A travers ce personnage en bonne voie de désagrégation, Martin Scorsese se demande s’il y a vraiment un sens à ce qu’accomplissent ces ambulanciers et ces médecins ; un soir, ils sauvent une vie, et le lendemain ils la relâchent dans cette jungle. Le personnage récurrent de Noël (Marc Anthony) montre bien la vanité de venir en aide à quelqu’un qui repassera forcément par le service. Frank comprend l’absurdité de la situation, mais ne peut s’évader de ce monde violent et sanglant. Cette vision décadente prend des proportions métaphysiques avec les touches divines qui jalonnent le film ; Scorsese, fervent catholique, recrée des symboles religieux, tels une naissance miraculeuse ou un Christ en croix, et choisit à plusieurs reprises des éclairages semblables à ceux des vitraux d'église laissant entrer la lumière divine. Après tout, peut-être que Dieu existe encore dans cet endroit perdu.

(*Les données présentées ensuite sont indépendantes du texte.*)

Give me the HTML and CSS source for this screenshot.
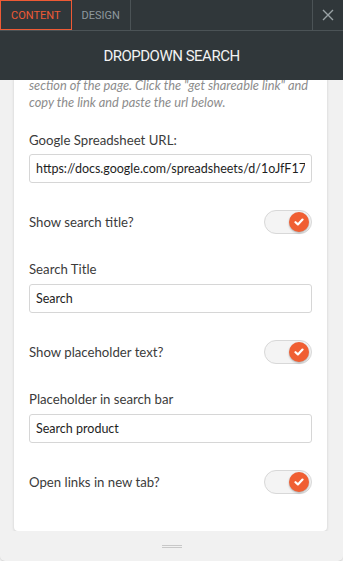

Le scénario dramatique qu’à écrit Paul Schrader est ponctué de traits d’humour qui n’effacent pas la tension et l’atmosphère sordide des lieux. Le rythme frénétique que choisit Scorsese pour raconter cette histoire se calque sur l’état d’esprit de Frank, tourmenté par ses démons ; la mise en images est colorée et mouvementée, Scorsese utilisant parfois des angles désaxés et accélérant le rythme de défilement de la pellicule. Ce qui donne à certains passages d’A tombeau ouvert des allures de clips, Scorsese agrémentant son film d’une bande-son très 70’s avec entre autres les Who et les Clash. Ce choix de mise en scène, bien qu’il s’apparente à l’état de Frank, crée un certain contraste avec la dimension dramatique de l’histoire. La réalisation possède une légèreté qui n’existe pas dans le récit, ce qui donne un ton faussement délirant pour un film qui traite finalement d’un sujet très grave. Sous l’image soignée se cache le drame urbain, et sous l’humour se tapit la mort.